Following the third day of selling that was triggered by the hawkish comments of Fed Chairman Jerome Powell, all the major indexes broke key support levels on Tuesday. It was another day of broad selling and was made worse as oil and other commodities reversed lower after strong action on Monday.
With stocks under so much pressure, technical conditions are becoming oversold and traders are looking for an oversold bounce. However, the sharply negative reaction to Powell trapped many market players, so there will be a strong inclination to look for an escape into strength. The shorts also will be lined up to build positions on a bounce into resistance levels.
The market is highly data-dependent right now, and if a bounce does develop it likely will be in response to economic news. There is an ADP employment report, Chicago PMI and oil inventory numbers here on Wednesday that may cause some movement. The next big news is the August jobs report that will be released pre-market on Friday.
In this type of market environment, it is important to be clear about your market strategy. If you are very short term, then you need to be watching for counter-trend moves, but the biggest mistake that traders make is to let these short-term trades turn into longer-term investments when they don't work.
It is also important to note that the action in this market is highly correlated. It is driven from the top down. When index ETFs such as the Invesco QQQ Trust (QQQ) are sold, then all 100 stocks in the ETF are sold as well. On Tuesday, about 85 of the 100 stocks were negative. In other words, this is not a market for stock picking. Fundamentals and valuations do not matter when indexes and all the stocks in them are dumped.

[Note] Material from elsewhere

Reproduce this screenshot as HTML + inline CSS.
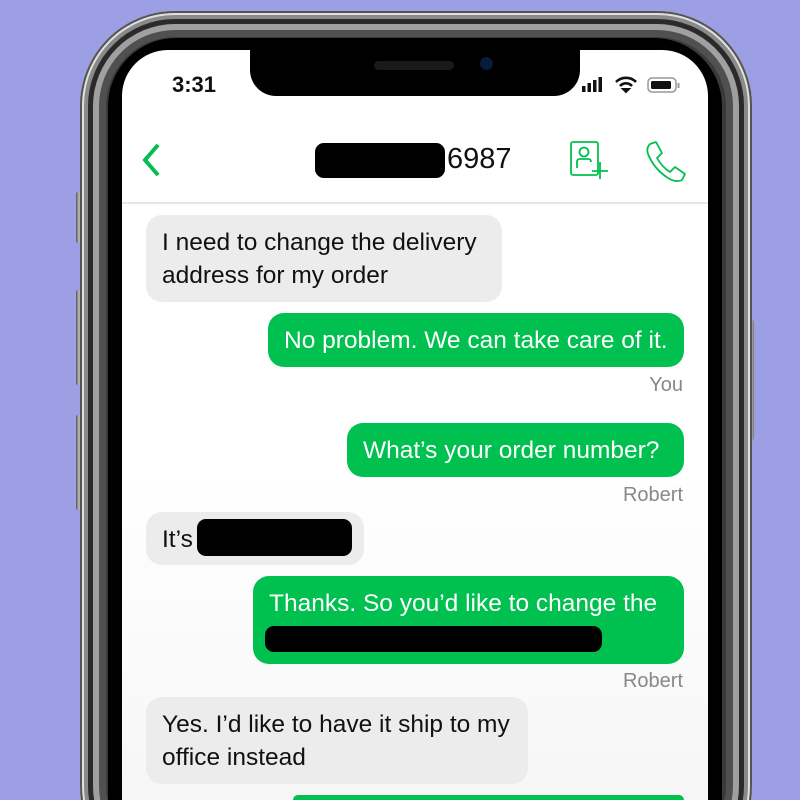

The good news is that this indiscriminate selling always creates good opportunities in individual stocks, but timing is the key. You do not need to buy into the teeth of a decline to end up with great entry points. You can wait for support and better relative strength and have less risk.
We have a slight bounce on tap based on the pre-market action, but oil is being hit again by economic worries and we now have strong overhead resistance after key levels were broken on Tuesday.